Zoek

Theoloog des Vaderlands

De komende tijd zal Kees van Ekris ons van tijd tot tijd in een dagboek op de hoogte houden van wat er zoal op zijn pad komt, in zijn nieuwe rol als Theoloog des Vaderlands; de Kronieken van Kees.

Over vijf jaar oorlog?

‘Ik was op een oefening in Duitsland’, zegt een militair tegen me, ‘en daar was men stellig. Over 5 jaar zitten we in een internationaal conflict. Bereid je voor. ‘Internationaal conflict’ is een eufemisme voor ‘oorlog’. Als in: ‘De oorlog in Europa zal zich uitbreiden en wij zullen er middenin staan’. Over 5 jaar oorlog. Het is een onheilspellende schaduw over dit decennium. Militair, maatschappelijk en ecologisch zit er onweer in de lucht. De ingrediënten voor escalatie liggen klaar. We weten het. Maar ook weer niet. Het kan immers ook niet gebeuren. Stilzwijgend rekenen we op de zoveelste lucky escape. Daar zijn Nederlanders goed in. We slaapwandelen graag de toekomst in. Maar als de dingen escaleren, (en historisch gezien escaleren dreigende situaties meestal door toevallige incidenten), kunnen we toch amper zeggen dat het ons overvalt?

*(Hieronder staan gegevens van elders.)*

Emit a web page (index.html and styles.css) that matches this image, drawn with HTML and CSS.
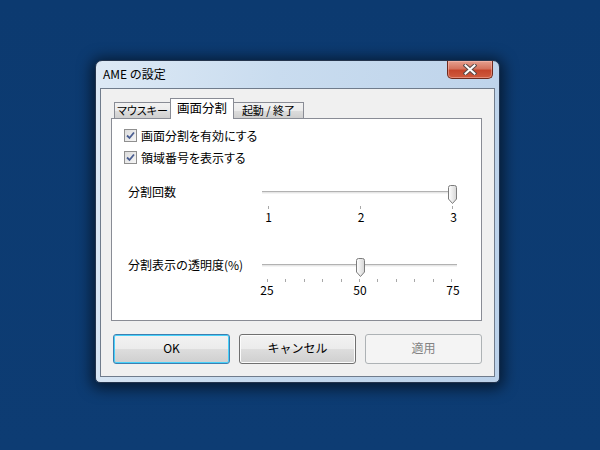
FILE: index.html
```html
<!DOCTYPE html>
<html>
<head>
  <title>AME の設定</title>
  <link rel="stylesheet" href="styles.css">
</head>
<body>
  <div class="desk">
    <div class="window">
      <div class="titlebar">
        <span class="title">AME の設定</span>
        <div class="close-btn">
          <svg width="14" height="11" viewBox="0 0 14 11">
            <path d="M2.5 1.5 L11.5 9.5 M11.5 1.5 L2.5 9.5" stroke="#5a4a48" stroke-width="4" stroke-linecap="square"/>
            <path d="M2.5 1.5 L11.5 9.5 M11.5 1.5 L2.5 9.5" stroke="#ffffff" stroke-width="2" stroke-linecap="square"/>
          </svg>
        </div>
      </div>

      <div class="client">
        <div class="tabs">
          <div class="tab tab-first">マウスキー</div>
          <div class="tab active">画面分割</div>
          <div class="tab tab-last">起動 / 終了</div>
        </div>

        <div class="panel">
          <label class="check-row">
            <span class="checkbox">
              <svg width="13" height="13" viewBox="0 0 13 13">
                <path d="M3 6.5 L5.5 9 L10 3.5" fill="none" stroke="#4a5e92" stroke-width="1.8"/>
              </svg>
            </span>
            画面分割を有効にする
          </label>
          <label class="check-row">
            <span class="checkbox">
              <svg width="13" height="13" viewBox="0 0 13 13">
                <path d="M3 6.5 L5.5 9 L10 3.5" fill="none" stroke="#4a5e92" stroke-width="1.8"/>
              </svg>
            </span>
            領域番号を表示する
          </label>

          <div class="setting setting-count">
            <div class="setting-label">分割回数</div>
            <div class="slider">
              <div class="track-wrap">
                <div class="track"></div>
                <svg class="thumb" style="left: 185px" width="11" height="20" viewBox="0 0 11 20">
                  <defs>
                    <linearGradient id="tg1" x1="0" y1="0" x2="1" y2="0">
                      <stop offset="0" stop-color="#ffffff"/>
                      <stop offset="1" stop-color="#d6d6d6"/>
                    </linearGradient>
                  </defs>
                  <path d="M1.5 2.5 Q1.5 0.5 3.5 0.5 H7.5 Q9.5 0.5 9.5 2.5 V14 L5.5 18.5 L1.5 14 Z" fill="url(#tg1)" stroke="#7c7c7c"/>
                </svg>
              </div>
              <div class="ticks ticks-3">
                <i></i><i></i><i></i>
              </div>
              <div class="nums">
                <span>1</span><span>2</span><span>3</span>
              </div>
            </div>
          </div>

          <div class="setting setting-alpha">
            <div class="setting-label">分割表示の透明度(%)</div>
            <div class="slider">
              <div class="track-wrap">
                <div class="track"></div>
                <svg class="thumb" style="left: 93px" width="11" height="20" viewBox="0 0 11 20">
                  <defs>
                    <linearGradient id="tg2" x1="0" y1="0" x2="1" y2="0">
                      <stop offset="0" stop-color="#ffffff"/>
                      <stop offset="1" stop-color="#d6d6d6"/>
                    </linearGradient>
                  </defs>
                  <path d="M1.5 2.5 Q1.5 0.5 3.5 0.5 H7.5 Q9.5 0.5 9.5 2.5 V14 L5.5 18.5 L1.5 14 Z" fill="url(#tg2)" stroke="#7c7c7c"/>
                </svg>
              </div>
              <div class="ticks ticks-11">
                <i></i><i></i><i></i><i></i><i></i><i></i><i></i><i></i><i></i><i></i><i></i>
              </div>
              <div class="nums">
                <span>25</span><span>50</span><span>75</span>
              </div>
            </div>
          </div>
        </div>

        <div class="buttons">
          <button class="btn btn-default">OK</button>
          <button class="btn">キャンセル</button>
          <button class="btn" disabled>適用</button>
        </div>
      </div>
    </div>
  </div>
</body>
</html>
```

FILE: styles.css
```css
body {
  margin: 0;
  background: #0d3a70;
  font-family: "Noto Sans CJK JP", "Noto Sans", sans-serif;
  font-size: 12px;
  color: #000;
}
.desk {
  width: 600px;
  height: 450px;
  padding: 60px 0 0 95px;
  box-sizing: border-box;
  background: linear-gradient(#0c3a70, #0d3c73);
}
.window {
  width: 405px;
  height: 323px;
  box-sizing: border-box;
  border: 1px solid #25354d;
  border-radius: 7px 7px 5px 5px;
  background: linear-gradient(100deg, #dde9f5 0%, #c9dcef 40%, #bcd2ea 100%);
  box-shadow: 0 2px 14px 4px rgba(0, 0, 0, 0.55);
  padding: 0 4px 5px 4px;
  display: flex;
  flex-direction: column;
}
.titlebar {
  height: 27px;
  display: flex;
  align-items: flex-start;
}
.title {
  margin: 4px 0 0 3px;
  line-height: 18px;
  font-size: 12px;
  color: #000;
}
.close-btn {
  margin-left: auto;
  margin-right: 2px;
  width: 46px;
  height: 18px;
  box-sizing: border-box;
  border: 1px solid #6e2a1d;
  border-top: none;
  border-radius: 0 0 5px 5px;
  background: linear-gradient(#e6a08f, #d5735e 45%, #c5452b 55%, #cf5b3e);
  box-shadow: inset 0 0 0 1px rgba(255, 200, 190, 0.45);
  display: flex;
  align-items: center;
  justify-content: center;
}
.client {
  flex: 1;
  border: 1px solid #707c8c;
  background: #f0f0f0;
  padding: 9px 0 0 10px;
}
.tabs {
  display: flex;
  align-items: flex-end;
  height: 20px;
  padding-left: 3px;
}
.tab {
  height: 15px;
  line-height: 15px;
  border: 1px solid #898c95;
  border-bottom: none;
  background: linear-gradient(#f2f2f2, #ebebeb 50%, #dddddd 51%, #cfcfcf);
  text-align: center;
  font-size: 11px;
  font-feature-settings: "palt";
  white-space: nowrap;
}
.tab-first {
  width: 55px;
}
.tab-last {
  width: 69px;
  margin-left: -1px;
}
.tab.active {
  width: 62px;
  height: 20px;
  line-height: 18px;
  margin-left: -1px;
  margin-bottom: -1px;
  background: #fff;
  position: relative;
  z-index: 1;
  font-size: 12.5px;
  font-feature-settings: normal;
}
.panel {
  width: 371px;
  height: 203px;
  box-sizing: border-box;
  border: 1px solid #898c95;
  background: #fff;
  padding-top: 5px;
}
.check-row {
  display: flex;
  align-items: center;
  height: 22px;
  margin-left: 12px;
  gap: 4px;
  font-size: 12px;
  font-feature-settings: "palt";
}
.checkbox {
  width: 13px;
  height: 13px;
  box-sizing: border-box;
  border: 1px solid #8f8f8f;
  background: linear-gradient(135deg, #dcdcdc, #f6f6f6);
  display: flex;
}
.checkbox svg {
  margin: -1px;
}
.setting {
  display: flex;
  margin-left: 16px;
}
.setting-count {
  margin-top: 17px;
}
.setting-alpha {
  margin-top: 35px;
}
.setting-label {
  width: 134px;
  line-height: 18px;
  margin-top: -2px;
  font-size: 12px;
}
.slider {
  width: 195px;
}
.track-wrap {
  position: relative;
  height: 19px;
}
.track {
  position: relative;
  top: 6px;
  height: 1px;
  border-top: 1px solid #b2b2b2;
  background: #e6e6e6;
  border-bottom: 1px solid #f4f4f4;
}
.thumb {
  position: absolute;
  top: 0;
}
.ticks {
  display: flex;
  justify-content: space-between;
  height: 3px;
  margin-top: 2px;
  padding: 0 4px 0 6px;
}
.ticks-11 {
  padding: 0 5px 0 5px;
}
.ticks i {
  width: 1px;
  background: #a8a8a8;
}
.nums {
  display: flex;
  justify-content: space-between;
  margin: 2px -3px 0 0;
  font-size: 12px;
  line-height: 12px;
}
.nums span {
  width: 13px;
  text-align: center;
}
.setting-alpha .nums span {
  width: 14px;
  margin-left: -2px;
}
.buttons {
  display: flex;
  gap: 9px;
  margin: 13px 0 0 2px;
}
.btn {
  width: 117px;
  height: 30px;
  box-sizing: border-box;
  border: 1px solid #707070;
  border-radius: 3px;
  background: linear-gradient(#f2f2f2, #ebebeb 50%, #dddddd 51%, #cfcfcf);
  box-shadow: inset 0 0 0 1px #fcfcfc;
  font-family: inherit;
  font-size: 12px;
  color: #000;
  padding: 0 0 4px;
}
.btn-default {
  border-color: #3c7fb1;
  box-shadow: inset 0 0 0 1px #48d1fa;
}
.btn:disabled {
  border-color: #adb2b5;
  background: #f4f4f4;
  box-shadow: none;
  color: #838383;
}
```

Hartmut Rosa, die vorige week in Groningen een knappe lezing hield, benoemde het als de grote verandering in ons geestesleven. In eerdere decennia waren er ook oorlogen, ook in de buurt, maar hadden wij een onuitgesproken bewustzijn: ‘Die conflicten gaan we uiteindelijk beëindigen, dit kunnen wij aan’. Dat zijn we kwijt. Dat is het grote verschil met nu, zei hij. Intuïtief voelen wij nu aan: ‘Wij weten niet hoe dit gaat aflopen’. Dit zou weleens groter kunnen zijn dan wij aan kunnen’.

Vandaar de angst en het onbehagen onder mensen om ons heen. Het is ook een vraag van jewelste aan kerk en aan theologie. Aan ons dus. Hoe prepareer je je geestelijk op tijden van oorlog en vuig drama? Welke theologie blijft dan overeind, welke liederen, welke Theologische Existenz? Wat gaat dat aan je doen? Ik was op een studiedag waar rabbijn Tzvi Marx sprak. Elke keer als ik een Psalm becommentarieer, lees ik zijn uitleg. Maar nu zag ik een andere man. Op deze studiedag zag ik hoe het eruit ziet als je land in oorlog is, als er de geur van de dood, de angst en de wraak in je samenleving is getrokken, als je mensen hebt verloren, als naakte angst toeslaat en de vijand op jouw leven loert. Tzvi Marx was geagiteerd, explosief, gespannen. Ik dacht: ‘Kijk goed naar hem, dat doet oorlog aan je’. Zo echt is het.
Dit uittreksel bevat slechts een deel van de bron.